** start Provided information **
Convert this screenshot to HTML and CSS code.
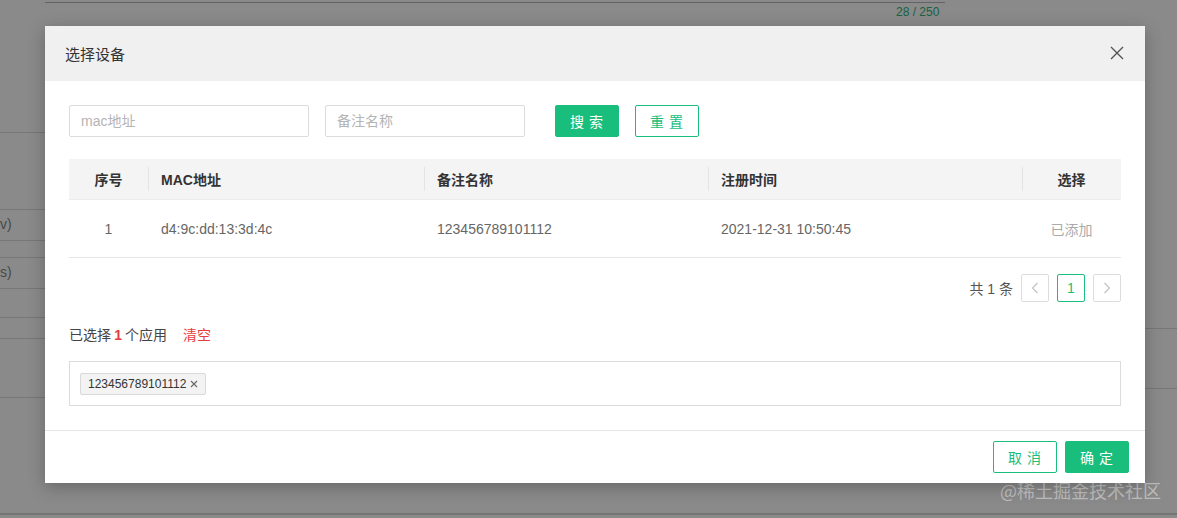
FILE: index.html
```html
<!DOCTYPE html>
<html lang="zh">
<head>
<meta charset="utf-8">
<title>选择设备</title>
<link rel="stylesheet" href="styles.css">
</head>
<body>
<div class="page">
  <div class="bg-top"><span class="bg-count">28 / 250</span></div>
  <div class="bg-left">
    <div class="bl l1"></div>
    <div class="bl l2"><span>v)</span></div>
    <div class="bl l3"></div>
    <div class="bl l4"><span>s)</span></div>
    <div class="bl l5"></div>
    <div class="bl l6"></div>
    <div class="bl l7"></div>
  </div>
  <div class="bg-right">
    <div class="br r1"></div>
    <div class="br r2"></div>
  </div>
  <div class="bg-bottom"></div>
</div>
<div class="overlay"></div>
<div class="watermark">@稀土掘金技术社区</div>

<div class="modal">
  <div class="modal-header">
    <span class="modal-title">选择设备</span>
    <svg class="close" width="14" height="14" viewBox="0 0 14 14"><path d="M1 1 L13 13 M13 1 L1 13" stroke="#555" stroke-width="1.4" fill="none"/></svg>
  </div>
  <div class="modal-body">
    <div class="search-bar">
      <input class="input input-mac" placeholder="mac地址">
      <input class="input input-name" placeholder="备注名称">
      <button class="btn btn-primary btn-search">搜 索</button>
      <button class="btn btn-outline">重 置</button>
    </div>
    <div class="table">
      <div class="tr thead">
        <div class="td c-idx">序号</div>
        <div class="td c-mac sep">MAC地址</div>
        <div class="td c-name sep">备注名称</div>
        <div class="td c-time sep">注册时间</div>
        <div class="td c-sel sep">选择</div>
      </div>
      <div class="tr tbody">
        <div class="td c-idx">1</div>
        <div class="td c-mac">d4:9c:dd:13:3d:4c</div>
        <div class="td c-name">123456789101112</div>
        <div class="td c-time">2021-12-31 10:50:45</div>
        <div class="td c-sel added">已添加</div>
      </div>
    </div>
    <div class="pager">
      <span class="total">共 1 条</span>
      <span class="pg pg-arrow"><svg width="8" height="12" viewBox="0 0 8 12"><path d="M6.5 1 L1.5 6 L6.5 11" stroke="#c0c0c0" stroke-width="1.1" fill="none"/></svg></span>
      <span class="pg pg-active">1</span>
      <span class="pg pg-arrow"><svg width="8" height="12" viewBox="0 0 8 12"><path d="M1.5 1 L6.5 6 L1.5 11" stroke="#c0c0c0" stroke-width="1.1" fill="none"/></svg></span>
    </div>
    <div class="selected-line">
      <span>已选择 <b class="num">1</b> 个应用</span>
      <span class="clear">清空</span>
    </div>
    <div class="tag-box">
      <span class="tag">123456789101112 <svg width="8" height="8" viewBox="0 0 8 8"><path d="M1 1 L7 7 M7 1 L1 7" stroke="#666" stroke-width="1.1" fill="none"/></svg></span>
    </div>
  </div>
  <div class="modal-footer">
    <button class="btn btn-outline">取 消</button>
    <button class="btn btn-primary">确 定</button>
  </div>
</div>
</body>
</html>
```

FILE: styles.css
```css
* { box-sizing: border-box; }
html, body { margin: 0; padding: 0; }
body {
  width: 1177px;
  height: 518px;
  overflow: hidden;
  position: relative;
  font-family: "Liberation Sans", "Noto Sans CJK SC", Arial, sans-serif;
  font-size: 14px;
  color: #333;
  background: #fff;
}
.page { position: absolute; inset: 0; }
.bg-top {
  position: absolute; left: 45px; top: 2px; width: 900px; height: 22px;
  border-top: 1px solid #b8b8b8;
}
.bg-count {
  position: absolute; left: 851px; top: 2px;
  font-size: 12px; color: #2fb57a;
}
.bg-left { position: absolute; left: 0; top: 0; width: 45px; height: 518px; }
.bl { position: absolute; left: 0; width: 45px; border-top: 1px solid #ddd; }
.bl span { position: absolute; left: 0; top: 6px; font-size: 14px; color: #888; }
.l1 { top: 132px; }
.l2 { top: 209px; }
.l3 { top: 240px; }
.l4 { top: 257px; }
.l5 { top: 288px; }
.l6 { top: 317px; }
.l7 { top: 338px; }
.bg-left::after { content: ""; position: absolute; left: 0; top: 397px; width: 45px; border-top: 1px solid #ddd; }
.bg-right { position: absolute; left: 1145px; top: 0; width: 32px; height: 518px; }
.br { position: absolute; left: 0; width: 32px; border-top: 1px solid #ddd; }
.r1 { top: 328px; }
.r2 { top: 388px; }
.bg-bottom { position: absolute; left: 0; top: 513px; width: 1177px; border-top: 2px solid #d8d8d8; }
.overlay { position: absolute; inset: 0; background: rgba(0,0,0,0.46); }
.watermark {
  position: absolute; left: 1000px; top: 477px;
  font-size: 18px; color: rgba(255,255,255,0.45);
  font-family: "Noto Sans CJK SC", sans-serif;
}

.modal {
  position: absolute; left: 45px; top: 26px;
  width: 1100px; height: 457px;
  background: #fff;
  box-shadow: 0 4px 16px rgba(0,0,0,0.25);
  display: flex; flex-direction: column;
}
.modal-header {
  height: 55px; background: #f0f0f0;
  display: flex; align-items: center; justify-content: space-between;
  padding: 0 21px 0 20px;
}
.modal-title { font-size: 15px; color: #333; font-family: "Noto Sans CJK SC", sans-serif; }
.close { display: block; margin-top: -1px; }

.modal-body { padding: 24px 24px 0 24px; flex: 1; }
.search-bar { display: flex; align-items: center; height: 32px; }
.input {
  height: 32px; border: 1px solid #dcdcdc; border-radius: 2px;
  padding: 0 11px; font-size: 14px; color: #333; outline: none;
  font-family: "Liberation Sans", "Noto Sans CJK SC", sans-serif;
}
.input::placeholder { color: #b4b4b4; }
.input-mac { width: 240px; margin-right: 16px; }
.input-name { width: 200px; margin-right: 30px; }
.btn {
  width: 64px; height: 32px; border-radius: 2px; font-size: 14px;
  font-family: "Noto Sans CJK SC", sans-serif; cursor: pointer;
  display: inline-flex; align-items: center; justify-content: center; padding: 0;
  letter-spacing: 1px;
}
.btn-primary { background: #19be7c; border: 1px solid #19be7c; color: #fff; }
.btn-outline { background: #fff; border: 1px solid #19be7c; color: #19be7c; }
.btn-search { margin-right: 16px; }

.table { margin-top: 22px; width: 1052px; }
.tr { display: flex; align-items: center; }
.thead { height: 40px; background: #f4f4f4; font-weight: bold; color: #333; }
.tbody { height: 59px; border-bottom: 1px solid #e6e6e6; color: #666; border-top: 1px solid #ececec; }
.td { height: 100%; display: flex; align-items: center; padding-left: 13px; position: relative; }
.thead .sep::before {
  content: ""; position: absolute; left: 0; top: 8px; bottom: 8px;
  border-left: 1px solid #e4e4e4;
}
.c-idx { width: 79px; justify-content: center; padding-left: 0; }
.c-mac { width: 276px; }
.c-name { width: 284px; }
.c-time { width: 314px; }
.c-sel { width: 99px; justify-content: center; padding-left: 0; }
.added { color: #aaa; }

.pager {
  display: flex; justify-content: flex-end; align-items: center;
  margin-top: 16px; height: 28px; width: 1052px;
  color: #555;
}
.total { margin-right: 8px; font-family: "Liberation Sans", "Noto Sans CJK SC", sans-serif; font-size: 14px; color: #555; }
.pg {
  width: 28px; height: 28px; border: 1px solid #ddd; border-radius: 2px;
  display: inline-flex; align-items: center; justify-content: center;
  margin-left: 8px; font-size: 14px;
}
.total + .pg { margin-left: 0; }
.pg-active { border-color: #19be7c; color: #19be7c; }

.selected-line { margin-top: 22px; display: flex; gap: 16px; color: #444; height: 20px; align-items: center; font-family: "Noto Sans CJK SC", sans-serif; }
.num { color: #e83b3b; font-family: "Liberation Sans", sans-serif; }
.clear { color: #e83b3b; }
.tag-box {
  margin-top: 17px; width: 1052px; height: 45px;
  border: 1px solid #dcdcdc; padding: 11px 10px;
}
.tag {
  display: inline-flex; align-items: center; gap: 4px;
  height: 22px; padding: 0 7px; font-size: 12px; color: #333;
  background: #f3f3f3; border: 1px solid #d9d9d9; border-radius: 2px;
}

.modal-footer {
  height: 53px; border-top: 1px solid #e6e6e6;
  display: flex; justify-content: flex-end; align-items: center;
  gap: 8px; padding: 0 16px 0 0;
}
```
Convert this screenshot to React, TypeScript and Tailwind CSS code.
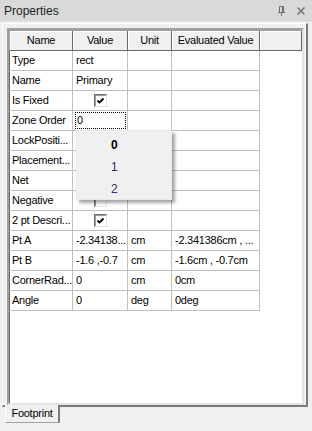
import React from "react";

type Row = {
  name: string;
  value?: string;
  unit?: string;
  evald?: string;
  check?: boolean;
  focus?: boolean;
};

const rows: Row[] = [
  { name: "Type", value: "rect" },
  { name: "Name", value: "Primary" },
  { name: "Is Fixed", check: true },
  { name: "Zone Order", value: "0", focus: true },
  { name: "LockPositi..." },
  { name: "Placement..." },
  { name: "Net" },
  { name: "Negative", check: false },
  { name: "2 pt Descri...", check: true },
  { name: "Pt A", value: "-2.34138...", unit: "cm", evald: "-2.341386cm , ..." },
  { name: "Pt B", value: "-1.6 ,-0.7", unit: "cm", evald: "-1.6cm , -0.7cm" },
  { name: "CornerRad...", value: "0", unit: "cm", evald: "0cm" },
  { name: "Angle", value: "0", unit: "deg", evald: "0deg" },
];

function CheckBox({ checked }: { checked: boolean }) {
  return (
    <div className="w-[13px] h-[13px] bg-white border border-t-[#6b6b6b] border-l-[#6b6b6b] border-r-[#e3e3e3] border-b-[#e3e3e3] shadow-[inset_1px_1px_0_#a0a0a0] flex items-center justify-center">
      {checked && (
        <svg width="9" height="9" viewBox="0 0 9 9">
          <polyline points="1.5,4.5 3.5,6.5 7.5,2.5" fill="none" stroke="#000" strokeWidth="1.8" />
        </svg>
      )}
    </div>
  );
}

function HeaderCell({ w, children }: { w: string; children?: React.ReactNode }) {
  return (
    <div
      className={`${w} h-full flex items-center justify-center bg-[#f0f0f0] border-r border-b border-[#696969] shadow-[inset_1px_1px_0_#ffffff]`}
    >
      {children}
    </div>
  );
}

export default function App() {
  return (
    <div className="w-[312px] h-[431px] bg-[#f0f0f0] flex flex-col font-['Liberation_Sans',Arial,sans-serif] text-[11px] tracking-[-0.25px] text-black overflow-hidden">
      {/* title bar */}
      <div className="h-[22px] bg-[#d9d9d9] flex items-center justify-between pl-[4px] pr-[7px] border-b border-[#e4e4e4]">
        <span className="text-[12px] tracking-normal text-[#1e1e1e]">Properties</span>
        <div className="flex items-center gap-[11px] pt-[1px]">
          <svg width="9" height="10" viewBox="0 0 9 10">
            <path d="M2.5 0.5h4v6h-4z M1 6.5h7 M4.5 6.5v3.5" fill="none" stroke="#6e6e6e" strokeWidth="1" />
            <path d="M5.5 1v5" stroke="#6e6e6e" strokeWidth="1" />
          </svg>
          <svg width="8" height="8" viewBox="0 0 8 8">
            <path d="M0.5 0.5l7 7M7.5 0.5l-7 7" stroke="#6e6e6e" strokeWidth="1.4" />
          </svg>
        </div>
      </div>

      {/* tab page */}
      <div className="mt-[1px] ml-[2px] w-[306px] border-l border-t border-l-white border-t-white border-r-2 border-b-2 border-r-[#7a7a7a] border-b-[#7a7a7a] pl-[4px] pr-[2px] pt-[4px]">
        <div className="h-[377px] bg-white border-2 border-t-[#a0a0a0] border-l-[#a0a0a0] border-r-[#e3e3e3] border-b-[#e3e3e3] shadow-[inset_1px_1px_0_#696969]">
          {/* header */}
          <div className="flex h-[21px] border-t border-l border-[#a0a0a0]">
            <HeaderCell w="w-[63px]">Name</HeaderCell>
            <HeaderCell w="w-[55px]">Value</HeaderCell>
            <HeaderCell w="w-[44px]">Unit</HeaderCell>
            <HeaderCell w="w-[88px]">Evaluated Value</HeaderCell>
            <HeaderCell w="w-[42px]" />
          </div>

          {rows.map((r) => (
            <div key={r.name} className="relative flex h-[20px] w-[251px]">
              <div className="w-[64px] h-full flex items-center pl-[3px] border-r border-b border-[#c0c0c0] whitespace-nowrap overflow-hidden">
                {r.name}
              </div>
              <div className="w-[55px] h-full flex items-center border-r border-b border-[#c0c0c0] whitespace-nowrap overflow-hidden">
                {r.check !== undefined ? (
                  <div className="w-full flex justify-center">
                    <CheckBox checked={r.check} />
                  </div>
                ) : r.focus ? (
                  <div className="ml-[2px] w-[51px] h-[17px] border border-dotted border-black flex items-center pl-[1px]">
                    {r.value}
                  </div>
                ) : (
                  <span className="pl-[3px]">{r.value}</span>
                )}
              </div>
              <div className="w-[44px] h-full flex items-center pl-[3px] border-r border-b border-[#c0c0c0] whitespace-nowrap overflow-hidden">
                {r.unit}
              </div>
              <div className="w-[88px] h-full flex items-center pl-[3px] border-r border-b border-[#c0c0c0] whitespace-nowrap overflow-hidden">
                {r.evald}
              </div>

              {r.focus && (
                <div className="absolute left-[67px] top-[19px] z-10 w-[96px] h-[70px] bg-[#f0f0f0] border border-[#e8e8e8] shadow-[3px_3px_3px_rgba(0,0,0,0.35)] pt-[3px] pl-[34px] text-[12px] tracking-normal">
                  <div className="h-[22px] flex items-center font-bold">0</div>
                  <div className="h-[22px] flex items-center text-[#3a2a6a]">1</div>
                  <div className="h-[22px] flex items-center text-[#3a2a6a]">2</div>
                </div>
              )}
            </div>
          ))}
        </div>
      </div>

      {/* bottom tab */}
      <div className="relative z-10 -mt-[2px] ml-[5px] w-[55px] h-[18px] bg-[#f0f0f0] border-l border-l-white border-r-2 border-r-[#7a7a7a] border-b border-b-[#a0a0a0] flex items-center justify-center">
        Footprint
      </div>
    </div>
  );
}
** end Provided information **
Problem description. Locate each line with the word "React" and copy it.

Exercise response.
Convert this screenshot to React, TypeScript and Tailwind CSS code.
import React from "react";
function HeaderCell({ w, children }: { w: string; children?: React.ReactNode }) {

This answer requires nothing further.